Last week at the Senate Judiciary hearing, she helped push through three nominations who had lacked bipartisan support and thus had been stuck in limbo because of her absence. With her return to the Senate, Democrats now have an 11-10 edge on the committee, enabling Biden’s nominations to progress to the full Senate without any Republican votes.
Because of that, Feinstein’s nearly three-month absence some congressional Democrats called for her to resign due to her absence and ill health. One was Rep. Ro Khanna of Fremont, who said last week that he was glad to hear of Feinstein’s return and was “hopeful that she will be able to fulfill her duties.”

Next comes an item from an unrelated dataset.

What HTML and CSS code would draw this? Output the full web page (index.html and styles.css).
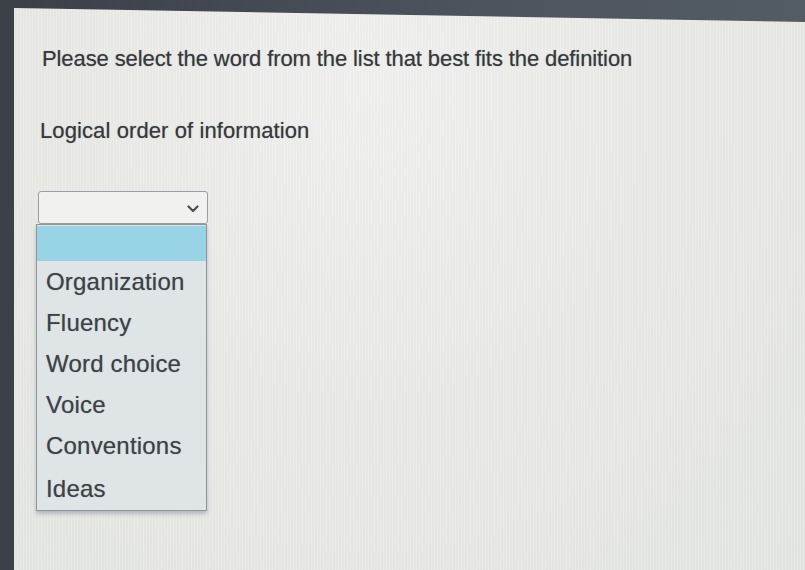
FILE: index.html
```html
<!DOCTYPE html>
<html lang="en">
<head>
<meta charset="utf-8">
<title>Vocabulary question</title>
<link rel="stylesheet" href="styles.css">
</head>
<body>
<div class="screen">
  <div class="bezel"></div>
  <main class="panel">
    <p class="prompt">Please select the word from the list that best fits the definition</p>
    <p class="definition">Logical order of information</p>
    <div class="picker">
      <div class="select">
        <svg class="chevron" width="12" height="8" viewBox="0 0 12 8"><path d="M1.5 1.5 L6 6 L10.5 1.5" fill="none" stroke="#4a4f55" stroke-width="2.2" stroke-linecap="round" stroke-linejoin="round"/></svg>
      </div>
      <ul class="options">
        <li class="option blank"></li>
        <li class="option">Organization</li>
        <li class="option">Fluency</li>
        <li class="option">Word choice</li>
        <li class="option">Voice</li>
        <li class="option">Conventions</li>
        <li class="option last">Ideas</li>
      </ul>
    </div>
  </main>
</div>
</body>
</html>
```
FILE: styles.css
```css
html, body {
  margin: 0;
  height: 100%;
}

body {
  background: linear-gradient(90deg, #3a3f48 0%, #4d545d 60%, #535b63 100%);
  font-family: "Liberation Sans", Arial, sans-serif;
  color: #3d4144;
  overflow: hidden;
}

.screen {
  display: flex;
  height: 570px;
}

.bezel {
  width: 14px;
  flex: none;
  background: #3b4049;
}

.panel {
  flex: 1;
  padding: 46px 0 0 28px;
  background:
    repeating-linear-gradient(90deg, rgba(255,255,255,0.18) 0 1px, rgba(0,0,0,0) 1px 3px),
    radial-gradient(ellipse at 45% 15%, #eeefec 0%, #e7e8e4 45%, #e1e3df 100%);
  clip-path: polygon(0 8px, 100% 22px, 100% 100%, 0 100%);
}

.prompt,
.definition {
  margin: 0;
  font-size: 22px;
  line-height: 26px;
  color: #35393c;
  text-shadow: 0 0 1px rgba(40, 44, 48, 0.45);
}

.prompt {
  letter-spacing: -0.1px;
}

.definition {
  margin: 46px 0 0 -2px;
  letter-spacing: 0.1px;
}

.picker {
  margin: 47px 0 0 -6px;
  width: 172px;
}

.select {
  margin-left: 2px;
  height: 31px;
  width: 160px;
  padding-right: 8px;
  border: 1px solid #9a9ea2;
  border-radius: 3px;
  background: #f1f2f0;
  display: flex;
  align-items: center;
  justify-content: flex-end;
}

.chevron {
  display: block;
  margin-top: 2px;
}

.options {
  list-style: none;
  margin: 0;
  padding: 1px 0 2px;
  width: 169px;
  background: #dfe4e6;
  border: 1px solid #8f9497;
  box-shadow: 0 3px 4px rgba(90, 100, 130, 0.35);
}

.option {
  height: 41px;
  line-height: 41px;
  padding-left: 9px;
  font-size: 24px;
  letter-spacing: 0.2px;
  color: #3c4145;
  text-shadow: 0 0 1px rgba(40, 44, 48, 0.4);
}

.option.blank {
  height: 35px;
  background: #98d3e6;
}

.option.last {
  height: 42px;
  line-height: 46px;
}
```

Her health and mental acuity have been questioned by the press and her colleagues in recent years. Feinstein has long been known as not only powerful but hands-on — demanding, for example, to edit media advisories before they were sent out. But several stories, including one last year in the San Francisco Chronicle, described the deterioration of her memory. Feinstein at the time dismissed the stories, saying she was still fit to serve.